Granada

Guardias urbanos y policías locales

  • En verano aquellos guardias merecían un monumento; resolvían las alteraciones callejeras de borrachines y gamberros en 10 minutos Eran más respetados porque los chorizos tenían otro aliño

La Guardia Urbana que en mi infancia conocí en nada se parece a la llamada ahora Policía Local. Tal vez la preparación de la actual esté lógicamente muy por encima de aquella desconocedora de móviles y ordenadores y sin el apoyo de videocámaras y radares; pero su figura estaba más cercana al pueblo porque el guardia que no era amigo era vecino y sus hijos jugaban con los demás en la placeta del barrio. Tampoco aquella Granada pueblerina era la de hoy ni los chorizos de entonces tenían el mismo aliño ni el mismo desaliño.

La misma palabra guardia resultaba más cercana, más acogedora, tal vez por su relación con el verbo guardar, preservar, asegurar. Más fría resulta la palabra policía y tampoco estoy seguro de que hoy tal funcionario me guarde, me preserve y me asegure, porque el primero en no estar seguro es él.

Si alguno de aquellos guardias sabía idiomas, cosa rarísima, lucía en la manga de su guerrera el escudo del país cuya lengua hablaba. Yo solo recuerdo a aquel que llevaba bordada y con orgullo la bandera francesa, porque solía trabajar en mi barrio del Sagrario, cerca de la Catedral y la Capilla Real, tan frecuentado por turistas. Entonces saber idiomas era saber francés, tanto que la palabra turista viene del francés tour, y al extranjero le solíamos llamar franchute aunque fuera sueco.

Aquellos guardias iban uniformados y solían saludar al ciudadano llevando los dedos de su mano derecha a la visera de la gorra. Costumbre perdida hoy casi por completo porque la joven, aguerrida y estirada Policía Local o lleva la gorra en el bolsillo para lucir rizos y melena, o cree que saludar con educación es descender de categoría. Razón por la que cuando te acercas te miran de reojo y a duras penas resuelven tus dudas.
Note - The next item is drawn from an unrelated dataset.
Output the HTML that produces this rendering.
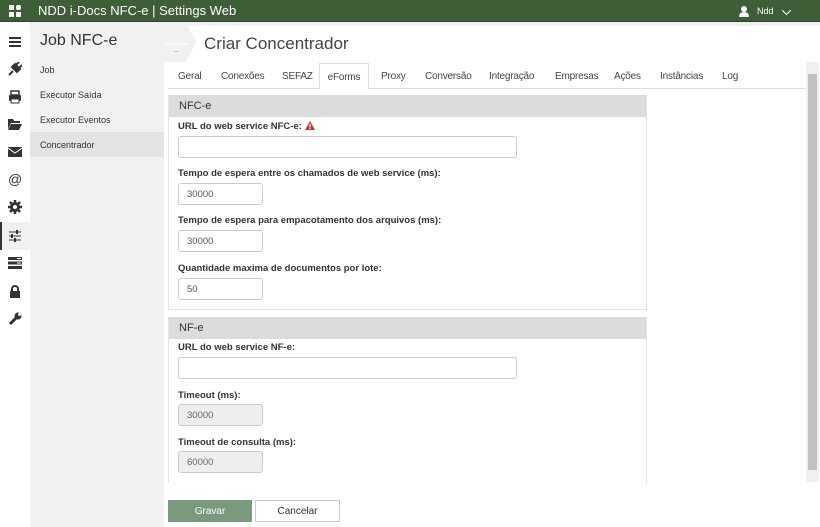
<!DOCTYPE html>
<html><head><meta charset="utf-8"><style>
*{box-sizing:border-box;margin:0;padding:0}
body{width:820px;height:527px;overflow:hidden;font-family:"Liberation Sans",sans-serif;background:#fff;position:relative;color:#333}
.hdr{position:absolute;left:0;top:0;width:820px;height:22px;background:#3e5e37;color:#fff;font-size:13px;border-bottom:1px solid #2c4427}
.hdr .t{position:absolute;left:38px;top:3px}
.ib{position:absolute;left:0;top:22px;width:30px;height:505px;background:#fff}
.ic{position:absolute;left:8px;width:14px;height:14px;color:#333}
.sub{position:absolute;left:30px;top:22px;width:134px;height:505px;background:#f1f1f1}
.sub h1{font-size:16px;font-weight:normal;position:absolute;left:10px;top:10px;color:#333}
.sub .i{position:absolute;left:0;width:134px;height:25px;font-size:9px;padding:8px 10px;color:#333}
.top{position:absolute;left:164px;top:22px;width:656px;height:40px;background:#fff}
.top h2{position:absolute;left:40px;top:12px;font-size:17px;font-weight:normal;color:#444}
.tabs{position:absolute;left:168px;top:63px;width:638px;height:26px;border-bottom:1px solid #ddd;font-size:10px}
.tabs span{position:absolute;top:8px;color:#444;letter-spacing:-0.2px}
.tabs .a{top:0;height:26px;width:50px;text-align:center;border:1px solid #ddd;border-bottom:1px solid #fff;background:#fff;padding-top:8px}
.pan{position:absolute;left:168px;width:479px;border:1px solid #e3e3e3;border-top:none;background:#fff}
.ph{height:22px;background:#dcdcdc;font-size:11px;padding:5px 10px;color:#333}
.lb{position:absolute;left:178px;font-size:9.5px;font-weight:bold;color:#333}
.in{position:absolute;left:178px;height:22px;border:1px solid #ccc;border-radius:3px;background:#fff;font-size:9.5px;padding:5px 8px;color:#555}
.in.d{background:#eee;color:#666}
.sb{position:absolute;left:806px;top:62px;width:13px;height:420px;background:#f0f0f0}
.sb div{position:absolute;left:2px;top:12px;width:9px;height:396px;background:#c1c1c1}
.btn{position:absolute;top:500px;height:22px;font-size:10px;display:flex;align-items:center;justify-content:center}
</style></head><body>
<div class="hdr">
<svg style="position:absolute;left:9px;top:5px" width="12" height="12"><rect x="0" y="0" width="5" height="5" fill="#fff"/><rect x="7" y="0" width="5" height="5" fill="#fff" rx="2"/><rect x="0" y="7" width="5" height="5" fill="#fff"/><rect x="7" y="7" width="5" height="5" fill="#fff"/></svg>
<span class="t">NDD i-Docs NFC-e | Settings Web</span>
<svg style="position:absolute;left:739px;top:6px" width="10" height="11"><circle cx="5" cy="3" r="3" fill="#fff"/><path d="M0 11 Q0 6 5 6 Q10 6 10 11Z" fill="#fff"/></svg>
<span style="position:absolute;left:757px;top:6px;font-size:9px">Ndd</span>
<svg style="position:absolute;left:782px;top:10px" width="9" height="5"><path d="M0 0L4.5 4.5L9 0" stroke="#fff" fill="none"/></svg>
</div>
<div class="ib">
<svg class="ic" style="top:13px" viewBox="0 0 14 14"><path d="M1 3h12M1 7h12M1 11h12" stroke="#333" stroke-width="2"/></svg>
<svg class="ic" style="top:40px" viewBox="0 0 14 14"><path d="M1 13L5 9M4 5L9 10L12 7L7 2ZM8 3L11 0M11 6L14 3" stroke="#333" stroke-width="2" fill="#333"/></svg>
<svg class="ic" style="top:68px" viewBox="0 0 14 14"><rect x="3" y="1" width="8" height="4" fill="none" stroke="#333" stroke-width="1.5"/><rect x="1" y="5" width="12" height="6" rx="1" fill="#333"/><rect x="3" y="9" width="8" height="4" fill="#fff" stroke="#333"/></svg>
<svg class="ic" style="top:95px" viewBox="0 0 14 14"><path d="M0 2h5l1 2h6v2H3L0 12Z" fill="#333"/><path d="M3 7h11l-3 6H0Z" fill="#333"/></svg>
<svg class="ic" style="top:123px" viewBox="0 0 14 14"><rect x="0" y="2" width="14" height="10" fill="#333"/><path d="M0 3L7 8L14 3" stroke="#fff" fill="none"/></svg>
<div class="ic" style="top:150px;font-size:14px;line-height:14px;text-align:center">@</div>
<svg class="ic" style="top:178px" viewBox="0 0 14 14"><circle cx="7" cy="7" r="5" fill="#333"/><path d="M7 0v14M0 7h14M2 2l10 10M12 2L2 12" stroke="#333" stroke-width="2.5"/><circle cx="7" cy="7" r="2" fill="#fff"/></svg>
<div style="position:absolute;left:0;top:200px;width:30px;height:28px;background:#f1f1f1;border-left:2px solid #333"></div>
<svg class="ic" style="top:207px" viewBox="0 0 14 14"><path d="M1 3h12M1 7h12M1 11h12" stroke="#333" stroke-width="1"/><rect x="8" y="1" width="2" height="4" fill="#333"/><rect x="3" y="5" width="2" height="4" fill="#333"/><rect x="6" y="9" width="2" height="4" fill="#333"/></svg>
<svg class="ic" style="top:234px" viewBox="0 0 14 14"><rect x="0" y="1" width="14" height="3" fill="#333"/><rect x="0" y="5.5" width="14" height="3" fill="#333"/><rect x="0" y="10" width="14" height="3" fill="#333"/><rect x="9" y="2" width="4" height="1" fill="#fff"/><rect x="9" y="6.5" width="4" height="1" fill="#fff"/></svg>
<svg class="ic" style="top:262px" viewBox="0 0 14 14"><path d="M4 7V5a3 3 0 016 0v2" stroke="#333" stroke-width="2" fill="none"/><rect x="2" y="7" width="10" height="7" fill="#333"/></svg>
<svg class="ic" style="top:290px" viewBox="0 0 14 14"><path d="M2 12L8 6" stroke="#333" stroke-width="3"/><circle cx="10" cy="4" r="3.5" fill="#333"/><circle cx="11.5" cy="2.5" r="1.5" fill="#fff"/></svg>
</div>
<div class="sub"><h1>Job NFC-e</h1>
<div class="i" style="top:35px">Job</div>
<div class="i" style="top:60px">Executor Saída</div>
<div class="i" style="top:85px">Executor Eventos</div>
<div class="i" style="top:110px;background:#e3e3e3">Concentrador</div>
</div>
<div class="top">
<div style="position:absolute;left:0;top:0;width:656px;height:4px;background:#f1f1f1"></div>
<svg style="position:absolute;left:0;top:0" width="36" height="40"><path d="M0 0H22L32 20L22 40H0Z" fill="#f1f1f1"/><path d="M0 22H25" stroke="#fff"/><rect x="10" y="29" width="5" height="1" fill="#ccc"/></svg>
<h2>Criar Concentrador</h2></div>
<div class="tabs">
<span style="left:10px">Geral</span><span style="left:53px">Conexões</span><span style="left:114px">SEFAZ</span>
<span class="a" style="left:151px">eForms</span>
<span style="left:213px">Proxy</span><span style="left:257px">Conversão</span><span style="left:321px">Integração</span><span style="left:387px">Empresas</span><span style="left:446px">Ações</span><span style="left:492px">Instâncias</span><span style="left:554px">Log</span>
</div>
<div class="sb"><div></div></div>
<div class="pan" style="top:95px;height:215px"><div class="ph">NFC-e</div></div>
<div class="pan" style="top:317px;height:166px;border-bottom:none"><div class="ph">NF-e</div></div>
<div class="lb" style="top:121px">URL do web service NFC-e: <svg width="10" height="9" style="vertical-align:-1px"><path d="M5 0L10 9H0Z" fill="#c0392b"/><rect x="4.4" y="3" width="1.2" height="3.5" fill="#fff"/><rect x="4.4" y="7" width="1.2" height="1.2" fill="#fff"/></svg></div>
<div class="in" style="top:136px;width:339px"></div>
<div class="lb" style="top:168px">Tempo de espera entre os chamados de web service (ms):</div>
<div class="in" style="top:183px;width:85px">30000</div>
<div class="lb" style="top:215px">Tempo de espera para empacotamento dos arquivos (ms):</div>
<div class="in" style="top:230px;width:85px">30000</div>
<div class="lb" style="top:263px">Quantidade maxima de documentos por lote:</div>
<div class="in" style="top:278px;width:85px">50</div>
<div class="lb" style="top:342px">URL do web service NF-e:</div>
<div class="in" style="top:357px;width:339px"></div>
<div class="lb" style="top:390px">Timeout (ms):</div>
<div class="in d" style="top:404px;width:85px">30000</div>
<div class="lb" style="top:437px">Timeout de consulta (ms):</div>
<div class="in d" style="top:451px;width:85px">60000</div>
<div class="btn" style="left:168px;width:84px;background:#7a9a7e;color:#fff">Gravar</div>
<div class="btn" style="left:255px;width:85px;border:1px solid #ccc;color:#333">Cancelar</div>
</body></html>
Como es natural hay honrosas excepciones.

Las alteraciones callejeras de borrachines y gamberrillos jugando a la pelota en la vía pública se resolvían en diez minutos. El beodo era conducido al Asilo Nocturno junto a la Iglesia de las Carmelitas o a la Casa de Socorro en camastro de moribundos, y al 'futbolista' le rajaban la pelota sin piedad con una navaja de Albacete; tal vez así se frustraron muchos Iniestas y Ronaldos que podrían haber enriquecido la cantera del Granada; pero al final los guardias y los padres de los gamberros acababan intercambiando amistosamente Ideales, Celtas o Currucos liados en el papel Bubi, Jean o Abadie, sellando el conflicto con un vaso de buen mosto en las Bodegas Espinosa.

Lamento que se perdiera la clásica figura del Guardia de Circulación. Los semáforos me la arrebataron y con ello dejé de extasiarme en Puerta Real viendo al uniformado de chaquetilla y casco blancos, con sus brazos en forma de cuatro, dirigiendo con el silbato una orquesta no demasiado afinada de vehículos y peatones. Tocaba el silbato lo justo y lo necesario; no les amargaba la vida a los vecinos abusando, entre otras cosas porque tocar mucho el pito no estaba bien visto, según nos enseñaban a los niños en el catecismo y nos recordaban en la escuela.

Aquellos guardias de circulación merecían un monumento sobre todo en invierno y mucho más en julio y agosto. Se conformaron con tener un buen gabán hasta los tobillos en invierno, una toldilla en verano a 40 grados y unos regalillos en su día del guardia a fin de año. A aquellos urbanos se les tenía respeto, tal vez porque los primeros en respetarlos eran las autoridades y los ciudadanos de buena voluntad. Fórmula que resultaba buena para no desmoralizarlos y que se tomaran en serio su oficio. No estaría mal que a los jóvenes policías locales actuales se les rebajara un poco el orgullo y se les recompensara con más respeto para que a cambio respondieran al ciudadano con más dosis de elegancia y buena educación.